Ece Ayhan, Mavi Anadolu’yla ilgili haklı sayılabilecek eleştirilerini yine son derece çürük bir temelden dile getirerek sosyal statüyü düşünce alanındaki yegane ölçüte indirger ve önyargılarla dolu bir nedensellik silsilesi içinde köşklerden, konaklardan bahsetmeye koyulur:

Sonra, bu Mavi Yolcular çoğunluğunun “zadegan” sınıfından olmaları ya da umran görmüş olmaları; köşklerde, konaklarda, yalılarda aşı boyalı çiftliklerde: Büyükadalar’da, Mühürdar’larda, Moda’larda, Kalamışlar’da; limonluklarda, seralarda –hatta saksı içinde bile–, Oxford’da, Lyon’da, Belçika’da, Almanya’da, Paris’te, Sorbonne’da… korunmuş olmaları ya da yetiştirilmeleri de bir rastlantıdır! (a.g.y, s. 64)

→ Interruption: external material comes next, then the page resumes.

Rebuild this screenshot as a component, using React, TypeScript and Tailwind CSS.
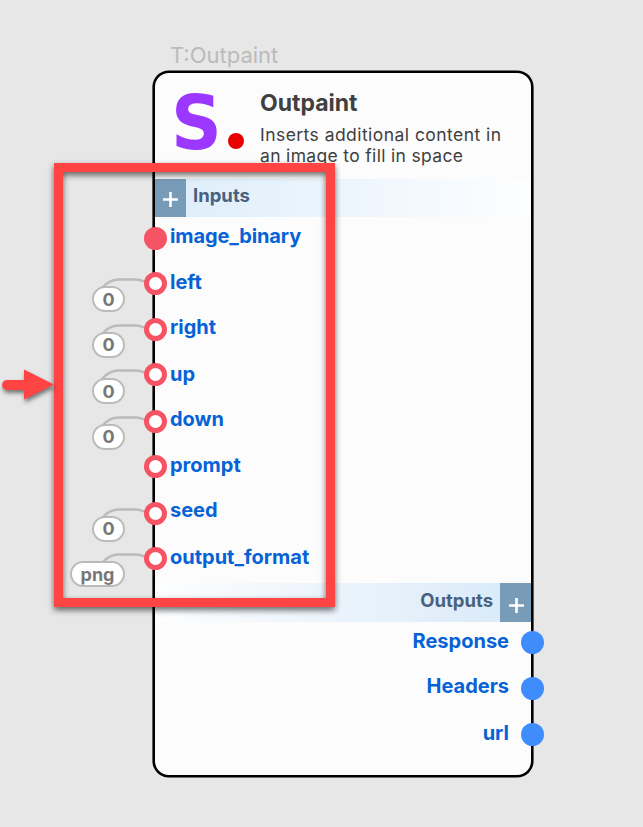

Ece Ayhan’a göre hakikate vasıl olmanın yolu konakta değil gecekonduda, yalıda değil kirada oturmaktan ve yazacaklarını orada yazmaktan geçer. Bunun bir eşitlik yolu olduğu da söylenemez: Alt sınıfların seferberliğiyle toplumsal dönüşümü hedefleyen bir siyasi ütopyası yoktur Ece Ayhan’ın. Salt tepkisel bir sınıfsallığı avamilik savunusuyla birleştiren; derin hınçlar ve fark yaralarından hareketle hakikati sosyal statü ile eşitleyen bir kaba materyalizmdir bu.

Ece Ayhan; bu kaba materyalizm temelinde birçok kişiye verip veriştirirken keskin zekâsını son derece dar bir “avam-havas” ayrımıyla sınırlandırır.